The Education Department on Tuesday issued new guidance for how colleges should investigate sexual misconduct under Title IX, the federal gender-equity law.
The department released a question-and-answer document interpreting the Trump administration’s Title IX regulations, which took effect a year ago. The guidance is a stopgap measure, indicating how federal officials will enforce Title IX while the department goes through the lengthy process of reviewing and revising the regulations.
The Title IX rules, championed by the former Education Secretary Betsy DeVos, added protections for students accused of sexual misconduct, like mandatory live hearings with cross-examination. They have been criticized by victim advocates who say they let colleges off the hook for not taking sexual misconduct seriously. President Biden, who led a crusade against campus rape as vice president, said during his presidential campaign that he wanted to overhaul the regulations.
Here are a few highlights from the department’s new Title IX guidance.

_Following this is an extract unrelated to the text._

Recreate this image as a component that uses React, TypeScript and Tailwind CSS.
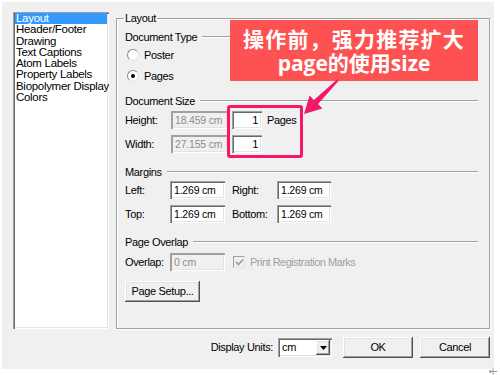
import React from "react";

const sunken =
  "bg-white shadow-[inset_1px_1px_0_#a0a0a0,inset_2px_2px_0_#696969,inset_-1px_-1px_0_#ffffff,inset_-2px_-2px_0_#e3e3e3]";
const sunkenDisabled =
  "bg-[#f0f0f0] shadow-[inset_1px_1px_0_#a0a0a0,inset_2px_2px_0_#a0a0a0,inset_-1px_-1px_0_#ffffff,inset_-2px_-2px_0_#e3e3e3] text-[#8d8d8d]";
const raised =
  "bg-[#f0f0f0] shadow-[inset_-1px_-1px_0_#505050,inset_1px_1px_0_#ffffff,inset_-2px_-2px_0_#a0a0a0,inset_2px_2px_0_#e3e3e3]";
const field = "text-[10.5px] tracking-[-0.2px] whitespace-nowrap overflow-hidden";

function Header({ text, mt }: { text: string; mt: string }) {
  return (
    <div className={`flex items-center h-[14px] ${mt}`}>
      <span className="whitespace-nowrap">{text}</span>
      <div className="flex-1 ml-[5px] h-[2px] border-t border-t-[#a0a0a0] border-b border-b-white" />
    </div>
  );
}

function Radio({ checked, label, mt }: { checked: boolean; label: string; mt: string }) {
  return (
    <div className={`flex items-center h-[14px] ${mt}`}>
      <div className="ml-[2px] w-[12px] h-[12px] rounded-full bg-white border border-t-[#8a8a8a] border-l-[#8a8a8a] border-b-[#e3e3e3] border-r-[#e3e3e3] flex items-center justify-center">
        {checked && <div className="w-[4px] h-[4px] rounded-full bg-black" />}
      </div>
      <span className="ml-[5px]">{label}</span>
    </div>
  );
}

export default function App() {
  const list = [
    "Layout",
    "Header/Footer",
    "Drawing",
    "Text Captions",
    "Atom Labels",
    "Property Labels",
    "Biopolymer Display",
    "Colors",
  ];
  return (
    <div className="relative w-[500px] h-[375px] bg-white pt-[2px] pl-[2px] font-['Liberation_Sans',Arial,sans-serif] text-[11px] tracking-[-0.35px] text-black leading-[13px]">
      <div className="w-[492px] h-[367px] bg-[#f0f0f0] pt-[10px] pl-[11px] flex flex-col">
        <div className="flex items-start gap-[7px]">
          {/* list box */}
          <div className={`w-[96px] h-[317px] ${sunken} p-[2px] pt-[1px] overflow-hidden`}>
            <div className="flex flex-col text-[11.5px] leading-[11.3px] tracking-[-0.3px]">
              {list.map((t, i) => (
                <div
                  key={t}
                  className={`pl-[1px] whitespace-nowrap ${
                    i === 0 ? "bg-[#3399ff] text-white" : ""
                  }`}
                >
                  {t}
                </div>
              ))}
            </div>
          </div>

          {/* group box */}
          <fieldset className="w-[374px] h-[317px] border border-[#a0a0a0] shadow-[inset_1px_1px_0_#ffffff,1px_1px_0_#ffffff] pl-[8px] pr-[11px] flex flex-col">
            <legend className="ml-[-1px] px-[1px] leading-[13px]">Layout</legend>

            <Header text="Document Type" mt="mt-[5px]" />
            <Radio checked={false} label="Poster" mt="mt-[4px]" />
            <Radio checked={true} label="Pages" mt="mt-[7px]" />

            <Header text="Document Size" mt="mt-[11px]" />
            <div className="flex items-center h-[18px] mt-[3px]">
              <span className="w-[46px]">Height:</span>
              <div className={`w-[57px] h-[18px] ${sunkenDisabled} ${field} pl-[4px] flex items-center`}>18.459 cm</div>
              <div className={`ml-[4px] w-[30px] h-[18px] ${sunken} pr-[4px] flex items-center justify-end`}>1</div>
              <span className="ml-[5px]">Pages</span>
            </div>
            <div className="flex items-center h-[18px] mt-[6px]">
              <span className="w-[46px]">Width:</span>
              <div className={`w-[57px] h-[18px] ${sunkenDisabled} ${field} pl-[4px] flex items-center`}>27.155 cm</div>
              <div className={`ml-[4px] w-[30px] h-[18px] ${sunken} pr-[4px] flex items-center justify-end`}>1</div>
            </div>

            <Header text="Margins" mt="mt-[12px]" />
            <div className="flex items-center h-[18px] mt-[2px]">
              <span className="w-[45px]">Left:</span>
              <div className={`w-[55px] h-[18px] ${sunken} ${field} pl-[4px] flex items-center`}>1.269 cm</div>
              <span className="ml-[7px] w-[45px]">Right:</span>
              <div className={`w-[54px] h-[18px] ${sunken} ${field} pl-[4px] flex items-center`}>1.269 cm</div>
            </div>
            <div className="flex items-center h-[18px] mt-[6px]">
              <span className="w-[45px]">Top:</span>
              <div className={`w-[55px] h-[18px] ${sunken} ${field} pl-[4px] flex items-center`}>1.269 cm</div>
              <span className="ml-[7px] w-[45px]">Bottom:</span>
              <div className={`w-[54px] h-[18px] ${sunken} ${field} pl-[4px] flex items-center`}>1.269 cm</div>
            </div>

            <Header text="Page Overlap" mt="mt-[12px]" />
            <div className="flex items-center h-[18px] mt-[4px]">
              <span className="w-[45px]">Overlap:</span>
              <div className={`w-[55px] h-[18px] ${sunkenDisabled} ${field} pl-[4px] flex items-center`}>0 cm</div>
              <div className="ml-[8px] w-[12px] h-[12px] bg-[#f0f0f0] border border-t-[#a0a0a0] border-l-[#a0a0a0] border-b-[#e3e3e3] border-r-[#e3e3e3] flex items-center justify-center">
                <svg width="9" height="8" viewBox="0 0 9 8">
                  <path d="M1 4 L3.5 6.5 L8 1.5" stroke="#a0a0a0" strokeWidth="1.8" fill="none" />
                </svg>
              </div>
              <span className="ml-[5px] text-[#a0a0a0] tracking-[-0.5px]">Print Registration Marks</span>
            </div>

            <div className="mt-[10px]">
              <div className={`w-[75px] h-[21px] ${raised} flex items-center justify-center`}>Page Setup...</div>
            </div>
          </fieldset>
        </div>

        {/* bottom row */}
        <div className="mt-[8px] w-[477px] flex items-center justify-end h-[21px]">
          <span>Display Units:</span>
          <div className={`ml-[5px] w-[54px] h-[19px] ${sunken} flex items-center pl-[4px] pr-[2px]`}>
            <span className="flex-1">cm</span>
            <div className={`w-[14px] h-[15px] ${raised} flex items-center justify-center`}>
              <svg width="7" height="4" viewBox="0 0 7 4">
                <path d="M0 0 H7 L3.5 4 Z" fill="#000" />
              </svg>
            </div>
          </div>
          <div className={`ml-[11px] w-[70px] h-[21px] ${raised} flex items-center justify-center`}>OK</div>
          <div className={`ml-[7px] w-[70px] h-[21px] ${raised} flex items-center justify-center`}>Cancel</div>
        </div>
      </div>

      {/* red callout annotation */}
      <div className="absolute left-[230px] top-[20px] w-[248px] h-[61px] bg-[#fe5252] flex flex-col items-center justify-center text-white font-bold font-['Noto_Sans_CJK_SC',sans-serif] text-[21px] leading-[25px] tracking-[1.2px]">
        <div>操作前，强力推荐扩大</div>
        <div className="font-['Open_Sans','Noto_Sans_CJK_SC',sans-serif] tracking-[0px]">page的使用size</div>
      </div>

      {/* pink highlight box */}
      <div className="absolute left-[227px] top-[105px] w-[76px] h-[53px] border-[3px] border-[#f5186a] rounded-[3px]" />

      {/* arrow */}
      <svg className="absolute left-[300px] top-[76px]" width="42" height="42" viewBox="300 76 42 42">
        <polygon
          points="304,114 309.6,95.6 313.9,99.9 337.3,79.3 338.7,80.7 318.1,104.1 322.4,108.4"
          fill="#f5186a"
        />
      </svg>

      {/* tiny corner glyph */}
      <svg className="absolute left-[488px] top-[368px]" width="10" height="7" viewBox="0 0 10 7">
        <path d="M1 3.5 H9 M5 0.5 V6.5 M1 3.5 L3 2 M1 3.5 L3 5" stroke="#9a9a9a" strokeWidth="1" fill="none" />
      </svg>
    </div>
  );
}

1. Colleges can still investigate incidents that don’t fall under the regulations’ narrow definition of sexual harassment.

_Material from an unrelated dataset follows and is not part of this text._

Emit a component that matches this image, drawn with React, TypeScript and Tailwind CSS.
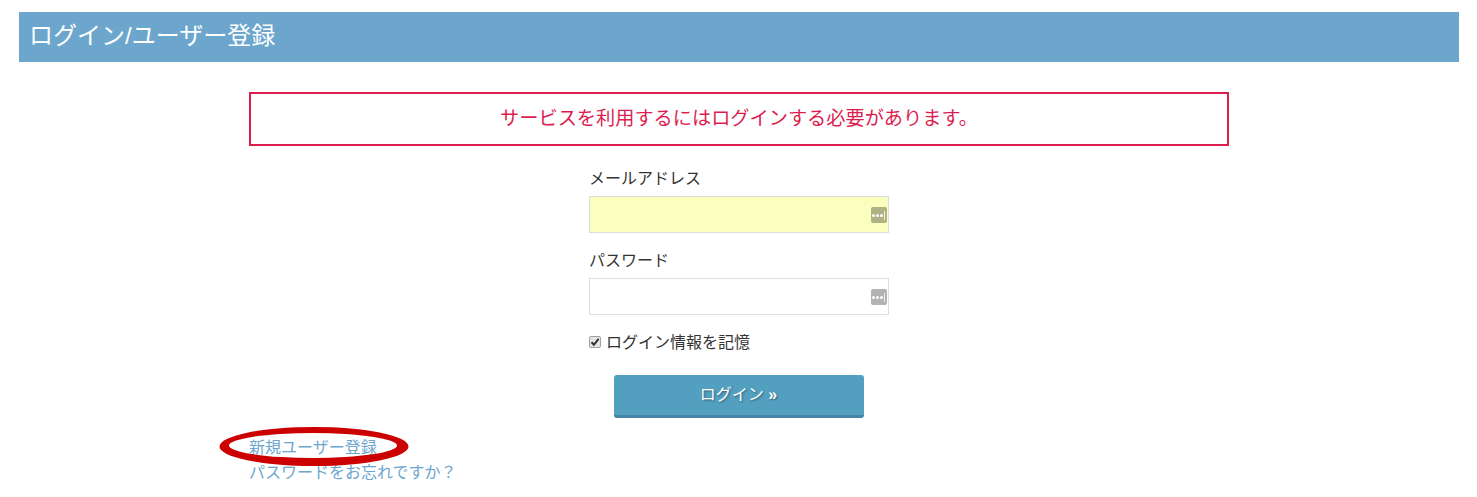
import React from 'react';

const FONT = { fontFamily: '"Liberation Sans", "Noto Sans CJK JP", sans-serif' };

const KeyIcon = () => (
  <span className="absolute right-[1px] top-[10px] w-4 h-4 rounded-[2px] bg-black/30 flex items-center pl-[1px] gap-[1px]">
    <span className="w-[3px] h-[3px] rounded-full bg-white" />
    <span className="w-[3px] h-[3px] rounded-full bg-white" />
    <span className="w-[3px] h-[3px] rounded-full bg-white" />
    <span className="w-[1px] h-[9px] bg-white/80" />
  </span>
);

const Field = ({ label, filled }: { label: string; filled?: boolean }) => (
  <div className="w-[300px]">
    <label className="block text-base leading-6 text-[#333333] pt-[1px] mb-[5px]">{label}</label>
    <div className={`relative h-[37px] border border-[#dddddd] ${filled ? 'bg-[#faffbd]' : 'bg-white'}`}>
      <KeyIcon />
    </div>
  </div>
);

export default function App() {
  return (
    <div style={FONT} className="bg-white min-h-[497px] px-[19px] pt-3 pr-[18px]">
      <h1 className="h-[50px] bg-[#6ca6cd] text-white text-2xl leading-[48px] pl-[10px]">ログイン/ユーザー登録</h1>

      <div className="w-[980px] ml-[230px] mt-[30px]">
        <div className="h-[54px] border-2 border-[#dc1e4f] text-[#dc1e4f] text-[19.2px] flex items-center justify-center">
          サービスを利用するにはログインする必要があります。
        </div>

        <div className="w-[300px] ml-[340px] mt-[20px]">
          <Field label="メールアドレス" filled />
          <div className="mt-[15px]">
            <Field label="パスワード" />
          </div>
          <label className="flex items-center mt-[15px] h-6 text-base text-[#333333]">
            <span className="relative w-3 h-3 mr-[5px] rounded-[2px] border border-[#a0a0a0] bg-[#e4e4e4] shrink-0">
              <input type="checkbox" defaultChecked className="absolute inset-0 opacity-0 m-0" />
              <svg className="absolute left-0 top-0" width="10" height="10" viewBox="0 0 10 10">
                <path d="M1.5 5.2 L3.9 7.8 L8.6 1.8" fill="none" stroke="#333333" strokeWidth="2" />
              </svg>
            </span>
            <span className="pt-[1px]">ログイン情報を記憶</span>
          </label>
          <button className="block w-[250px] h-[43px] ml-[25px] mt-[21px] pr-[1px] bg-[#539fbf] border-b-[3px] border-[#4385a2] rounded-[3px] text-white text-base [text-shadow:1px_1px_2px_rgba(0,0,0,0.4)]">
            ログイン <span className="font-bold">»</span>
          </button>
        </div>

        <div className="relative mt-[18px] text-base leading-6 text-[#6ca6cd]">
          <a className="block">新規ユーザー登録</a>
          <a className="block mt-[1px]">パスワードをお忘れですか？</a>
          <svg className="absolute left-[-30px] top-[-9px]" width="190" height="40" viewBox="0 0 190 40">
            <path
              fillRule="evenodd"
              fill="#cc0000"
              d="M0.5 19.5 A94.5 19.5 0 1 0 189.5 19.5 A94.5 19.5 0 1 0 0.5 19.5 Z M10 18.5 A84 12.5 0 1 1 178 18.5 A84 12.5 0 1 1 10 18.5 Z"
            />
          </svg>
        </div>
      </div>
    </div>
  );
}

This isn’t news to most campus practitioners, but the Education Department made clear that colleges can respond to complaints even if they don’t meet the high bar for what qualifies as sexual harassment under the Title IX regulations.
The definition in the regulations only requires colleges to investigate harassment that is “so severe, pervasive, and objectively offensive that it effectively denies a person equal access” to education. But colleges don’t need to dismiss complaints if the alleged misconduct doesn’t fit into that category, the guidance said.
2. Colleges should investigate some incidents that happen off campus.
One aspect of the regulations that’s drawn a lot of criticism is that colleges aren’t obligated to respond to alleged sexual misconduct that takes place in off-campus apartments — where many reported sexual assaults involving students occur.
But colleges still need to investigate off-campus incidents if the institution “exercised substantial control” over the person who committed the harm, as well as “the context in which the alleged sexual harassment occurred,” the department emphasized. That could include certain incidents in off-campus settings — like alleged misconduct between two students in a private hotel room during a college-sponsored trip.
Also, if sexual misconduct initially occurs off campus and then moves into an on-campus setting — as might happen in a case involving a pattern of harassment, stalking, or domestic violence — colleges must respond under Title IX.
3. Colleges can designate professors and other campus employees with the “authority” to respond to sexual misconduct, if they deem it appropriate.
Also, formal written complaints aren’t the only way to put colleges “on notice” that they must respond to sexual misconduct. They might learn about allegations through personal observation, a newspaper article, or an anonymous report, the department said.
4. Colleges can remove students or employees accused of sexual misconduct from campus while the investigation is active.
If colleges determine that an alleged offender “is a threat to others” and provide the person with an opportunity to challenge the decision immediately afterward, administrators can force them to leave campus, the department said.
5. Colleges can set time frames for finishing Title IX investigations, even though they’re not forced to do so by the rules.
The department noted that previous guidance had encouraged colleges to complete investigations within 60 days, and that nothing in the regulations “prohibits a school from adopting the 60-day timeframe.”
6. If students or employees don’t participate in the live hearing, campus officials can’t rely on any of their previous statements to make a decision, even if they confessed.
This part of the Title IX rules is designed to ensure that anyone involved in a Title IX case is thoroughly questioned on their version of events before those alleged facts are used to levy a punishment. But it is one of the most frustrating aspects for administrators, who are concerned they’ll have to reach a conclusion in a given case that might be wrong.